Saudi International Petrochemical Co. and Sahara Petrochemicals Co. have held early stage talks on reviving a merger which stalled in 2014 and would create a Saudi Arabian chemicals company with a market value of about $2.7 billion, people with knowledge of the matter said.
Preliminary talks between board members of both companies have taken place, the people said, asking not to be identified as the information is private. No agreement has been reached and a deal may not occur. HSBC Holdings PLC’s Saudi Arabia unit is advising Sipchem and Morgan Stanley is advising Sahara, the people said. Both banks were involved in the 2014 merger talks. If the two companies proceed with a deal it would be the largest merger or acquisition in the country in at least the last 10 years, according to data compiled by Bloomberg.
Talks between the two chemicals firms were put on hold in 2014 because of difficulties finding a way to proceed using a structure that was acceptable to both sides, the companies said at the time.

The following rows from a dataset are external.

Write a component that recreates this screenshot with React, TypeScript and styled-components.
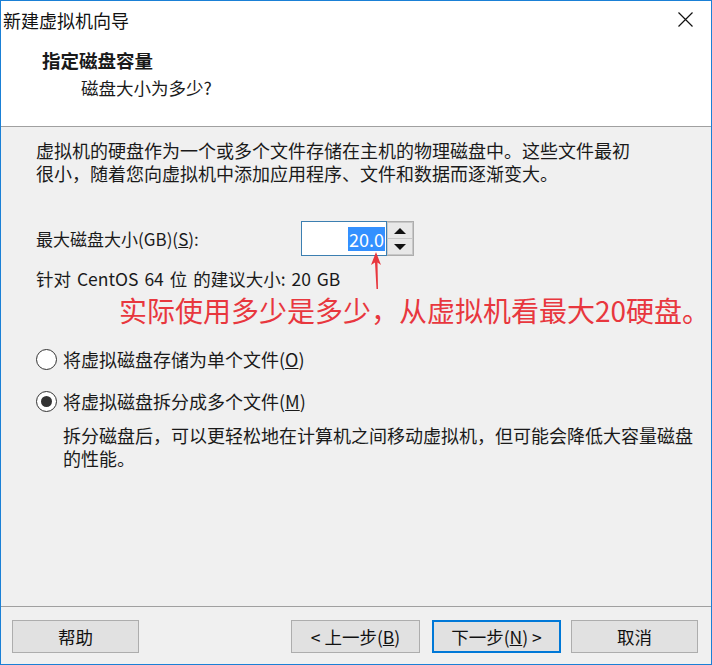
import React from 'react';
import styled, { createGlobalStyle } from 'styled-components';

const GlobalStyle = createGlobalStyle`
  body {
    margin: 0;
    background: #ffffff;
  }
  * {
    box-sizing: border-box;
  }
`;

const FONT = `"Noto Sans CJK SC", "Noto Sans", sans-serif`;

const Window = styled.div`
  width: 712px;
  height: 665px;
  border: 1px solid #1a80d6;
  display: flex;
  flex-direction: column;
  font-family: ${FONT};
  font-size: 17px;
  color: #1a1a1a;
  background: #f0f0f0;
`;

const TitleBar = styled.div`
  height: 37px;
  background: #fff;
  display: flex;
  align-items: center;
  justify-content: space-between;
  padding: 0 18px 0 2px;
  font-size: 18px;
  color: #111;
`;

const Header = styled.div`
  height: 89px;
  background: #fff;
  padding: 10px 0 0 41px;
  border-bottom: 1px solid #a0a0a0;
`;

const HeaderTitle = styled.div`
  font-size: 18.5px;
  font-weight: 700;
  line-height: 24px;
`;

const HeaderSub = styled.div`
  font-size: 17.5px;
  line-height: 24px;
  margin: 4px 0 0 39px;
`;

const Content = styled.div`
  flex: 1;
  position: relative;
  padding: 12px 10px 0 35px;
`;

const Paragraph = styled.p<{ $indent?: number }>`
  margin: 0;
  margin-left: ${(p) => p.$indent ?? 0}px;
  line-height: 22.5px;
  font-size: 18px;
  white-space: nowrap;
`;

const SizeRow = styled.div`
  display: flex;
  align-items: center;
  margin-top: 37px;
`;

const SizeLabel = styled.div`
  width: 265px;
  font-size: 17px;
`;

const SpinBox = styled.div`
  display: flex;
  height: 35px;
`;

const SpinField = styled.div`
  width: 86px;
  height: 35px;
  background: #fff;
  border: 1px solid #3c7fb1;
  display: flex;
  align-items: center;
  justify-content: flex-end;
  padding-right: 1px;
`;

const Selected = styled.span`
  background: #3390ff;
  color: #fff;
  font-size: 18px;
  line-height: 24px;
  padding: 0 1px;
`;

const SpinButtons = styled.div`
  display: flex;
  flex-direction: column;
  width: 27px;
  border: 1px solid #adadad;
  border-left: none;
  background: #e8e8e8;
`;

const SpinButton = styled.div<{ $down?: boolean }>`
  flex: 1;
  display: flex;
  align-items: center;
  justify-content: center;
  border: 1px solid #c8c8c8;
  border-top: ${(p) => (p.$down ? 'none' : '1px solid #c8c8c8')};
  &::after {
    content: '';
    width: 0;
    height: 0;
    border-left: 6px solid transparent;
    border-right: 6px solid transparent;
    ${(p) => (p.$down ? 'border-top: 6px solid #111;' : 'border-bottom: 6px solid #111;')}
  }
`;

const Hint = styled.div`
  margin-top: 12px;
  line-height: 22px;
  font-size: 17.5px;
  word-spacing: 2px;
`;

const Note = styled.div`
  margin: 3px 0 0 83px;
  padding-bottom: 2px;
  color: #e8373e;
  font-size: 28px;
  line-height: 34px;
  white-space: nowrap;
`;

const Arrow = styled.svg`
  position: absolute;
  left: 366px;
  top: 124px;
`;

const RadioRow = styled.label`
  display: flex;
  align-items: center;
  height: 24px;
  margin-top: 18px;
  font-size: 18px;
  gap: 6px;
`;

const RadioDot = styled.span<{ $checked?: boolean }>`
  width: 21px;
  height: 21px;
  border-radius: 50%;
  border: 1.5px solid #333;
  background: #fff;
  display: flex;
  align-items: center;
  justify-content: center;
  &::after {
    content: '';
    width: 11px;
    height: 11px;
    border-radius: 50%;
    background: ${(p) => (p.$checked ? '#333' : 'transparent')};
  }
`;

const Description = styled.div`
  margin-top: 11px;
`;

const Footer = styled.div`
  height: 58px;
  border-top: 1px solid #a0a0a0;
  display: flex;
  padding: 13px 13px 0 11px;
`;

const Button = styled.div<{ $primary?: boolean; $width?: number }>`
  width: ${(p) => p.$width ?? 128}px;
  height: 33px;
  background: #e1e1e1;
  border: ${(p) => (p.$primary ? '2px solid #0078d7' : '1px solid #adadad')};
  display: flex;
  align-items: center;
  justify-content: center;
  font-size: 17.5px;
  color: #111;
`;

const Spacer = styled.div`
  flex: 1;
`;

const ButtonGap = styled.div<{ $w: number }>`
  width: ${(p) => p.$w}px;
`;

const U = styled.span`
  text-decoration: underline;
`;

export default function App() {
  return (
    <>
      <GlobalStyle />
      <Window>
        <TitleBar>
          <span>新建虚拟机向导</span>
          <svg width="15" height="15" viewBox="0 0 15 15">
            <path d="M0.5 0.5 L14.5 14.5 M14.5 0.5 L0.5 14.5" stroke="#111" strokeWidth="1.2" />
          </svg>
        </TitleBar>
        <Header>
          <HeaderTitle>指定磁盘容量</HeaderTitle>
          <HeaderSub>磁盘大小为多少?</HeaderSub>
        </Header>
        <Content>
          <Paragraph>
            虚拟机的硬盘作为一个或多个文件存储在主机的物理磁盘中。这些文件最初
            <br />
            很小，随着您向虚拟机中添加应用程序、文件和数据而逐渐变大。
          </Paragraph>
          <SizeRow>
            <SizeLabel>
              最大磁盘大小(GB)(<U>S</U>):
            </SizeLabel>
            <SpinBox>
              <SpinField>
                <Selected>20.0</Selected>
              </SpinField>
              <SpinButtons>
                <SpinButton />
                <SpinButton $down />
              </SpinButtons>
            </SpinBox>
          </SizeRow>
          <Hint>针对 CentOS 64 位 的建议大小: 20 GB</Hint>
          <Note>实际使用多少是多少，从虚拟机看最大20硬盘。</Note>
          <Arrow width="18" height="40" viewBox="0 0 18 40">
            <path d="M9 1 L14 14 L10.5 11.5 L11 38 L9.5 38 L8 11.5 L4 14 Z" fill="#e8373e" />
          </Arrow>
          <RadioRow>
            <RadioDot />
            <span>
              将虚拟磁盘存储为单个文件(<U>O</U>)
            </span>
          </RadioRow>
          <RadioRow>
            <RadioDot $checked />
            <span>
              将虚拟磁盘拆分成多个文件(<U>M</U>)
            </span>
          </RadioRow>
          <Description>
            <Paragraph $indent={27}>
              拆分磁盘后，可以更轻松地在计算机之间移动虚拟机，但可能会降低大容量磁盘
              <br />
              的性能。
            </Paragraph>
          </Description>
        </Content>
        <Footer>
          <Button $width={127}>帮助</Button>
          <Spacer />
          <Button $width={129}>
            &lt; 上一步(<U>B</U>)
          </Button>
          <ButtonGap $w={12} />
          <Button $primary $width={129}>
            下一步(<U>N</U>) &gt;
          </Button>
          <ButtonGap $w={10} />
          <Button $width={127}>取消</Button>
        </Footer>
      </Window>
    </>
  );
}
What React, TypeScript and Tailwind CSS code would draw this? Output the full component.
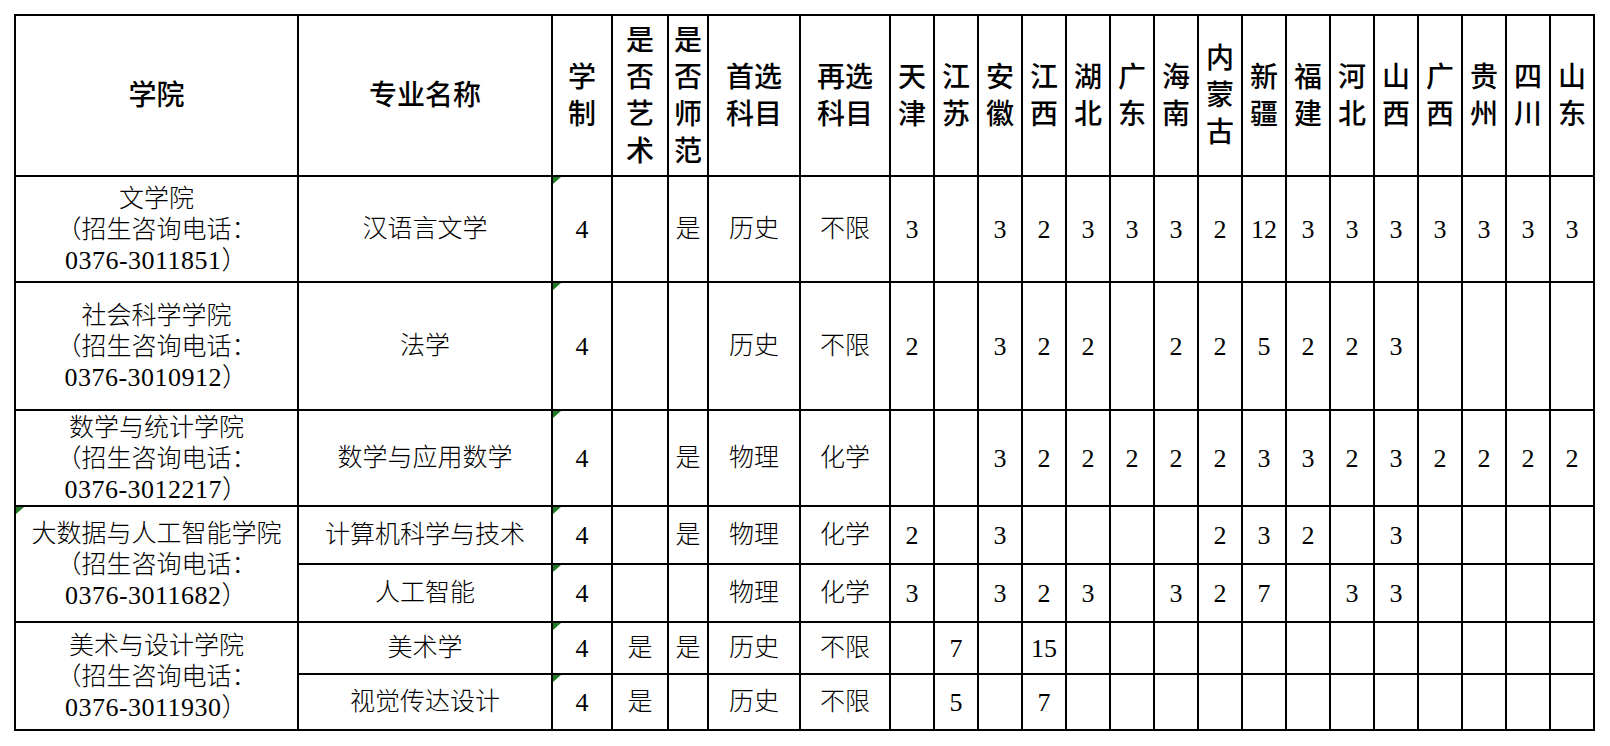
import React from "react";

type Row = {
  college?: string[];
  span?: number;
  tri?: boolean;
  major: string;
  years: string;
  art: string;
  normal: string;
  first: string;
  second: string;
  counts: string[];
};

const provinces: string[][] = [
  ["天", "津"],
  ["江", "苏"],
  ["安", "徽"],
  ["江", "西"],
  ["湖", "北"],
  ["广", "东"],
  ["海", "南"],
  ["内", "蒙", "古"],
  ["新", "疆"],
  ["福", "建"],
  ["河", "北"],
  ["山", "西"],
  ["广", "西"],
  ["贵", "州"],
  ["四", "川"],
  ["山", "东"],
];

const rows: Row[] = [
  {
    college: ["文学院", "（招生咨询电话：", "0376-3011851）"],
    span: 1,
    major: "汉语言文学",
    years: "4",
    art: "",
    normal: "是",
    first: "历史",
    second: "不限",
    counts: ["3", "", "3", "2", "3", "3", "3", "2", "12", "3", "3", "3", "3", "3", "3", "3"],
  },
  {
    college: ["社会科学学院", "（招生咨询电话：", "0376-3010912）"],
    span: 1,
    major: "法学",
    years: "4",
    art: "",
    normal: "",
    first: "历史",
    second: "不限",
    counts: ["2", "", "3", "2", "2", "", "2", "2", "5", "2", "2", "3", "", "", "", ""],
  },
  {
    college: ["数学与统计学院", "（招生咨询电话：", "0376-3012217）"],
    span: 1,
    major: "数学与应用数学",
    years: "4",
    art: "",
    normal: "是",
    first: "物理",
    second: "化学",
    counts: ["", "", "3", "2", "2", "2", "2", "2", "3", "3", "2", "3", "2", "2", "2", "2"],
  },
  {
    college: ["大数据与人工智能学院", "（招生咨询电话：", "0376-3011682）"],
    span: 2,
    tri: true,
    major: "计算机科学与技术",
    years: "4",
    art: "",
    normal: "是",
    first: "物理",
    second: "化学",
    counts: ["2", "", "3", "", "", "", "", "2", "3", "2", "", "3", "", "", "", ""],
  },
  {
    major: "人工智能",
    years: "4",
    art: "",
    normal: "",
    first: "物理",
    second: "化学",
    counts: ["3", "", "3", "2", "3", "", "3", "2", "7", "", "3", "3", "", "", "", ""],
  },
  {
    college: ["美术与设计学院", "（招生咨询电话：", "0376-3011930）"],
    span: 2,
    major: "美术学",
    years: "4",
    art: "是",
    normal: "是",
    first: "历史",
    second: "不限",
    counts: ["", "7", "", "15", "", "", "", "", "", "", "", "", "", "", "", ""],
  },
  {
    major: "视觉传达设计",
    years: "4",
    art: "是",
    normal: "",
    first: "历史",
    second: "不限",
    counts: ["", "5", "", "7", "", "", "", "", "", "", "", "", "", "", "", ""],
  },
];

const Tri = () => (
  <svg
    className="absolute left-0 top-0"
    width="8"
    height="7"
    viewBox="0 0 8 7"
  >
    <polygon points="0,0 8,0 0,7" fill="#1f7a24" />
  </svg>
);

const cell =
  "relative flex items-center justify-center text-center border-r-2 border-b-2 border-black";

const HeadStack = ({ chars }: { chars: string[] }) => (
  <div className={cell}>
    <div className="flex flex-col items-center leading-[37px]">
      {chars.map((c, i) => (
        <span key={i}>{c}</span>
      ))}
    </div>
  </div>
);

export default function App() {
  return (
    <div className="w-[1610px] h-[746px] bg-white pl-[14px] pt-[14px] font-['Liberation_Serif','Noto_Sans_CJK_SC',serif] text-black">
      <div className="grid w-max grid-cols-[283px_254px_60px_56px_40px_92px_90px_repeat(16,44px)] grid-rows-[161px_106px_128px_96px_58px_58px_52px_56px] border-l-2 border-t-2 border-black">
        {/* header */}
        <div className={`${cell} text-[28px] font-medium`}>学院</div>
        <div className={`${cell} text-[28px] font-medium`}>专业名称</div>
        <div className="contents text-[28px] font-medium">
          <HeadStack chars={["学", "制"]} />
          <HeadStack chars={["是", "否", "艺", "术"]} />
          <HeadStack chars={["是", "否", "师", "范"]} />
          <HeadStack chars={["首选", "科目"]} />
          <HeadStack chars={["再选", "科目"]} />
          {provinces.map((p, i) => (
            <HeadStack key={i} chars={p} />
          ))}
        </div>

        {/* body */}
        {rows.map((r, ri) => (
          <React.Fragment key={ri}>
            {r.college && (
              <div
                className={`${cell} ${r.span === 2 ? "row-span-2" : ""} text-[25px] font-light leading-[31px] flex-col`}
              >
                {r.tri && <Tri />}
                <span className="block whitespace-nowrap">{r.college[0]}</span>
                <span className="block whitespace-nowrap">{r.college[1]}</span>
                <span className="block whitespace-nowrap text-[26px] tracking-[0.5px]">
                  {r.college[2]}
                </span>
              </div>
            )}
            <div className={`${cell} text-[25px] font-light`}>{r.major}</div>
            <div className={`${cell} text-[26px]`}>
              <Tri />
              {r.years}
            </div>
            <div className={`${cell} text-[25px] font-light`}>{r.art}</div>
            <div className={`${cell} text-[25px] font-light`}>{r.normal}</div>
            <div className={`${cell} text-[25px] font-light`}>{r.first}</div>
            <div className={`${cell} text-[25px] font-light`}>{r.second}</div>
            {r.counts.map((c, ci) => (
              <div key={ci} className={`${cell} text-[26px]`}>
                {c}
              </div>
            ))}
          </React.Fragment>
        ))}
      </div>
    </div>
  );
}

The value of the two firms has more than halved since the last time they were discussing a merger amid a slump in oil prices and slower economic growth that’s weighed on the Saudi stock market. The two companies are facing rising costs as the government looks to save money by reducing subsidies. Sipchem said earlier this year it expects cuts to have a 120 million riyal ($32 million) financial impact in 2016, and Sahara said the subsidy reduction would increase its costs by 3 percent. Spokesmen for HSBC and Morgan Stanley declined to comment, and Sipchem and Sahara didn’t respond to calls and emails.